Every line below that holds the string "with" should be copied out.
Supplied records start
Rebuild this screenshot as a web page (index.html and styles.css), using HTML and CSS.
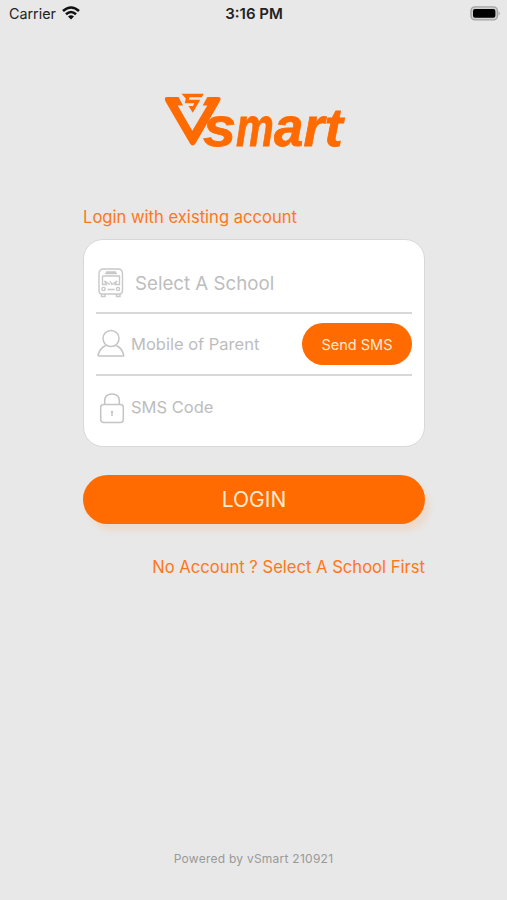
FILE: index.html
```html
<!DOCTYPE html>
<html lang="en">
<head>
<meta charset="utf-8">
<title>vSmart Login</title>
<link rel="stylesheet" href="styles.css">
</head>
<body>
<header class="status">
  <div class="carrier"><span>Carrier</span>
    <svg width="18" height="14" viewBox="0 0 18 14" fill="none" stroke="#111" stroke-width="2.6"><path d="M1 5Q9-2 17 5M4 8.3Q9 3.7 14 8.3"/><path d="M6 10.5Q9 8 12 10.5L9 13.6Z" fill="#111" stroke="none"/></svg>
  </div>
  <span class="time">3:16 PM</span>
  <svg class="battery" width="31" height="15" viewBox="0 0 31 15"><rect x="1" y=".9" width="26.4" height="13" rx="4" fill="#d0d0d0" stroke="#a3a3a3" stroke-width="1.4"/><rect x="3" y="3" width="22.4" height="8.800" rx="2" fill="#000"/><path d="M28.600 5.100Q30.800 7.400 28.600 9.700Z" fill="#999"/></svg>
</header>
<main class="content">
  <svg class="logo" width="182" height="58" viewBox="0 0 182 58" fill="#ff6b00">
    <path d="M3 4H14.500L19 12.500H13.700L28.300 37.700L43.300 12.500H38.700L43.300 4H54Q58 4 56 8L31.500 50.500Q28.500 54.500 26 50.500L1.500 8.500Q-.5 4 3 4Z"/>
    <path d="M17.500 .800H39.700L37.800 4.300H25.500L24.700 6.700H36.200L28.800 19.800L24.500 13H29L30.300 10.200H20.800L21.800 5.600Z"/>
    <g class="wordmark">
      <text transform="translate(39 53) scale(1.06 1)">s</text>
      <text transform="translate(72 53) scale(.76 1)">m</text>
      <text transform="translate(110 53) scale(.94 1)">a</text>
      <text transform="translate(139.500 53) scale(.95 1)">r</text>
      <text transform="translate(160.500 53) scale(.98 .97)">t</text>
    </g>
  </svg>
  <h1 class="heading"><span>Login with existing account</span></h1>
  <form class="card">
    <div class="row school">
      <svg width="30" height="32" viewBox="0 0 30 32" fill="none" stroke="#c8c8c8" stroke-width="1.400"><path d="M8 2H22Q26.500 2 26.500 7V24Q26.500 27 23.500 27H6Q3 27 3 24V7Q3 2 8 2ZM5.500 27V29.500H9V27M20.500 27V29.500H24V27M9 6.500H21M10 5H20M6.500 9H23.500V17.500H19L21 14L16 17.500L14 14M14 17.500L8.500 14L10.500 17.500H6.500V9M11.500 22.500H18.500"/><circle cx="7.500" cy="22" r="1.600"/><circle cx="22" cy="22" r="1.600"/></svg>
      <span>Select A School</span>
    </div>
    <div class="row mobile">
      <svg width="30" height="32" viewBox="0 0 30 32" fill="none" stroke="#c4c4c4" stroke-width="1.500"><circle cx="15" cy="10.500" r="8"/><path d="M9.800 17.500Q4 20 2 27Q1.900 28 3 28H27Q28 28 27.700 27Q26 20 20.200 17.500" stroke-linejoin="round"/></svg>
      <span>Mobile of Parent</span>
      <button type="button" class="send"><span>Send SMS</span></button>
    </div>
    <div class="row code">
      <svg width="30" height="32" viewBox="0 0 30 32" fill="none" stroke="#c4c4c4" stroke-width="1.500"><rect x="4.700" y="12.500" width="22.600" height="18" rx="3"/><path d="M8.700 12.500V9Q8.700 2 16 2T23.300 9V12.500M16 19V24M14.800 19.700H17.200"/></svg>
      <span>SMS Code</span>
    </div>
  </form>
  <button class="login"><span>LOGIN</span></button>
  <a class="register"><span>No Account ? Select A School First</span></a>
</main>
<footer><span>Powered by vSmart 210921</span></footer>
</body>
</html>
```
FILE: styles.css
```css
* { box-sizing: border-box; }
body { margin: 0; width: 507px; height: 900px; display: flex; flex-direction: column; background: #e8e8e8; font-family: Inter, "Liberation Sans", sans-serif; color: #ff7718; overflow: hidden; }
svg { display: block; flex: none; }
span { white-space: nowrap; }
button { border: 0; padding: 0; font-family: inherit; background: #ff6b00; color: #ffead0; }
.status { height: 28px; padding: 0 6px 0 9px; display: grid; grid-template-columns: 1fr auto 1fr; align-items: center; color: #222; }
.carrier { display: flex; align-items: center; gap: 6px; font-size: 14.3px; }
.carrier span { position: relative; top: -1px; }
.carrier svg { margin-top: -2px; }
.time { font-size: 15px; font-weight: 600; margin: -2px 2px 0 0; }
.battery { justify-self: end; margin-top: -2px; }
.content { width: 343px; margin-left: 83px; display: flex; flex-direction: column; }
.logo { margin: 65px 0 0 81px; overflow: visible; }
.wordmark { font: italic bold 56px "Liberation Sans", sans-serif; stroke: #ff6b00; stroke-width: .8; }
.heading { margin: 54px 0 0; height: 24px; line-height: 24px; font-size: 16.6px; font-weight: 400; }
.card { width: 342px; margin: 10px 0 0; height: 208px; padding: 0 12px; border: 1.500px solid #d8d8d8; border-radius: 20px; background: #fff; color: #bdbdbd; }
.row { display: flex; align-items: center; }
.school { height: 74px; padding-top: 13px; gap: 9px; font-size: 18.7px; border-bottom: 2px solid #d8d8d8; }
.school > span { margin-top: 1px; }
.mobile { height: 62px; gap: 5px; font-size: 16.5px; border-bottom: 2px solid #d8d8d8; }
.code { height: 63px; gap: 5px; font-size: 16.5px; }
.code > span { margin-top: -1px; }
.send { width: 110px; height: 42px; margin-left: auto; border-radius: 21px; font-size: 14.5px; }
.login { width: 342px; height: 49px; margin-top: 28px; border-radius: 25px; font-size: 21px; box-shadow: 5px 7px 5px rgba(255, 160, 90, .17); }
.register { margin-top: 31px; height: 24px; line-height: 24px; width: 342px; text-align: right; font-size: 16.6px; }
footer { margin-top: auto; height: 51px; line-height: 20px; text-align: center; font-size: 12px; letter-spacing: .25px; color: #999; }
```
Supplied records end
Supplied records start
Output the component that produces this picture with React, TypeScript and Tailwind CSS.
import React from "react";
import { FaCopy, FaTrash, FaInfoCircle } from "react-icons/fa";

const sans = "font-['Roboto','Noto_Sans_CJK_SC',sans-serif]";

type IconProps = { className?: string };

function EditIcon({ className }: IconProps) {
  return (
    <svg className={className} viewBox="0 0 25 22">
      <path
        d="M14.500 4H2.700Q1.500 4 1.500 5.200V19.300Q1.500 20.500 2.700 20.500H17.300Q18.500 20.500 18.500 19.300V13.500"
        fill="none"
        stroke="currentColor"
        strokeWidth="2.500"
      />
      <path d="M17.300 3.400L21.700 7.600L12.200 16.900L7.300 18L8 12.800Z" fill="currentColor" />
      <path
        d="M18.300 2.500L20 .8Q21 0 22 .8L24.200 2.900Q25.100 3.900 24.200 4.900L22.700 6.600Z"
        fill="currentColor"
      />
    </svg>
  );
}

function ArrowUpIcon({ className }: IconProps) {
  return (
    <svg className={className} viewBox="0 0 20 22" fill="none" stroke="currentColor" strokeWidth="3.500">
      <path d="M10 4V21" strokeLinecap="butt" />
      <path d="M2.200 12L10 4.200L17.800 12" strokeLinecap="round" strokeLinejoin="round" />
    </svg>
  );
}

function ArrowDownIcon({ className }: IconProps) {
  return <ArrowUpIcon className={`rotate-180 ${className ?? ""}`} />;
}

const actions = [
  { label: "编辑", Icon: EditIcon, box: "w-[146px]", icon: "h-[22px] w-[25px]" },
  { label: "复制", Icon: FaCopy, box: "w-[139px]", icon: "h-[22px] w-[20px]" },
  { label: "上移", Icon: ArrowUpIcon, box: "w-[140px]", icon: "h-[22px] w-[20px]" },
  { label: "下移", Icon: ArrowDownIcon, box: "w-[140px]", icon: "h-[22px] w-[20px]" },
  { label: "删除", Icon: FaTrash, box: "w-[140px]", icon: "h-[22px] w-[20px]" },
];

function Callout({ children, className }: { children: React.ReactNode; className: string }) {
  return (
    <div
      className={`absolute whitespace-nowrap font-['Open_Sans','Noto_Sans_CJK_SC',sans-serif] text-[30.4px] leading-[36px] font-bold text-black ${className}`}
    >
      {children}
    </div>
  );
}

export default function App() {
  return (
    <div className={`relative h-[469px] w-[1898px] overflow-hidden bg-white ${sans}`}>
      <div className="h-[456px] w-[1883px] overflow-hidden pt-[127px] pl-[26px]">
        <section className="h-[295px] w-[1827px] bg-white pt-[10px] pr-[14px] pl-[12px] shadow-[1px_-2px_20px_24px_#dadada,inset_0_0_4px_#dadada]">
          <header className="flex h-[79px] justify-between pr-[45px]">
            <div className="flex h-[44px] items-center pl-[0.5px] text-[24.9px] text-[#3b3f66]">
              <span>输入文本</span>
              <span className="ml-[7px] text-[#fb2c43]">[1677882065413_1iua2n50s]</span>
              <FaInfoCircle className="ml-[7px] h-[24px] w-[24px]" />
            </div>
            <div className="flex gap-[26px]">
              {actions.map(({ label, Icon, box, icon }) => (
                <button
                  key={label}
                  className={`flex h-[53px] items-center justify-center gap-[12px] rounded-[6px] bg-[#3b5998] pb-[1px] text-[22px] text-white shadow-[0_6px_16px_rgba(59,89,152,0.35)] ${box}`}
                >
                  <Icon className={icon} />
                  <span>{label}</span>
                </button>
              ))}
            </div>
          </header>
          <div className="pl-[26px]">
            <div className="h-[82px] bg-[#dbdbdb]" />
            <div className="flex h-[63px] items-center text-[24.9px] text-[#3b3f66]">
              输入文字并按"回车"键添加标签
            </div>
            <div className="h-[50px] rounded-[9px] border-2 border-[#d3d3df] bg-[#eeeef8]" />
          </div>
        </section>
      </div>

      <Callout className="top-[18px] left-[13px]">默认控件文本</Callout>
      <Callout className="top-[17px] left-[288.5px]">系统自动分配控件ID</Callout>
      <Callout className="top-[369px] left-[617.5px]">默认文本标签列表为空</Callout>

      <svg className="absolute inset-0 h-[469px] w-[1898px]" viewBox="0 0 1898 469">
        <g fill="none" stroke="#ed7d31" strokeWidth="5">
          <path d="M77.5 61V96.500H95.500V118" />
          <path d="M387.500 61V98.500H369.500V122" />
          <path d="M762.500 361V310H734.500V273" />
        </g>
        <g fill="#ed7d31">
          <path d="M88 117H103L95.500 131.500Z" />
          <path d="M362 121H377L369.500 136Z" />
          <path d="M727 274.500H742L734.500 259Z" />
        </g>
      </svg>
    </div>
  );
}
Supplied records end
Supplied records start
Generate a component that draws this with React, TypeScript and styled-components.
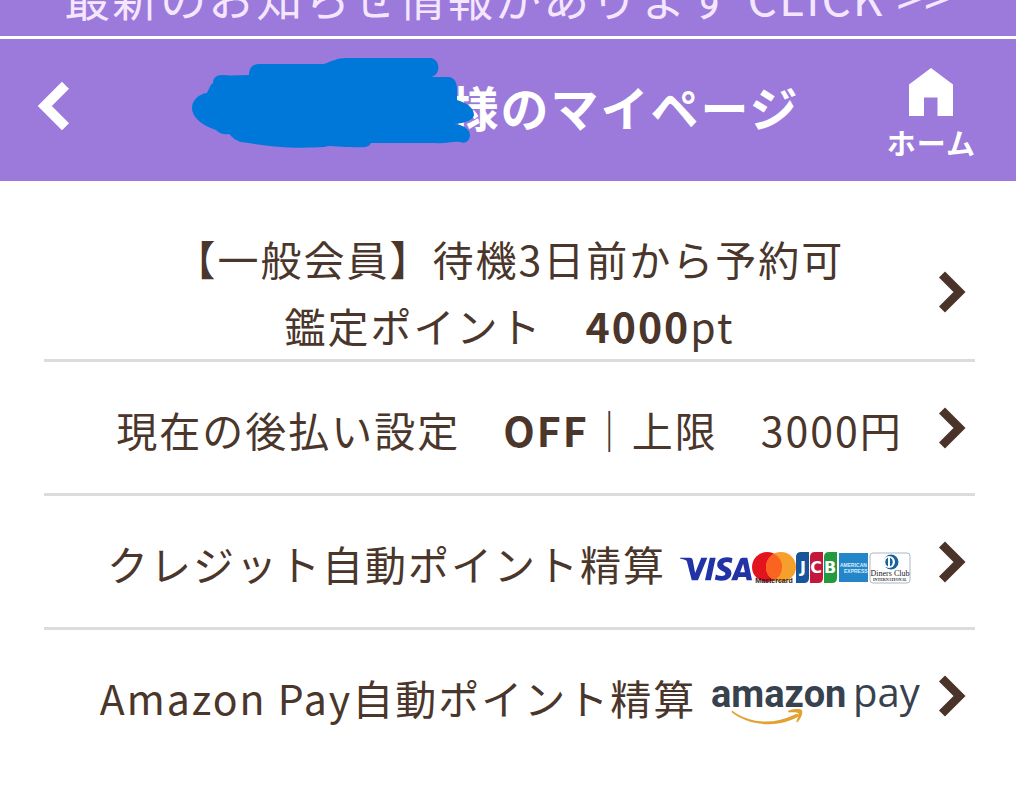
Supplied records end
**Task solution**
  <h1 class="heading"><span>Login with existing account</span></h1>
Output the component that produces this picture with React, TypeScript and Tailwind CSS.
Generate a component that draws this with React, TypeScript and styled-components.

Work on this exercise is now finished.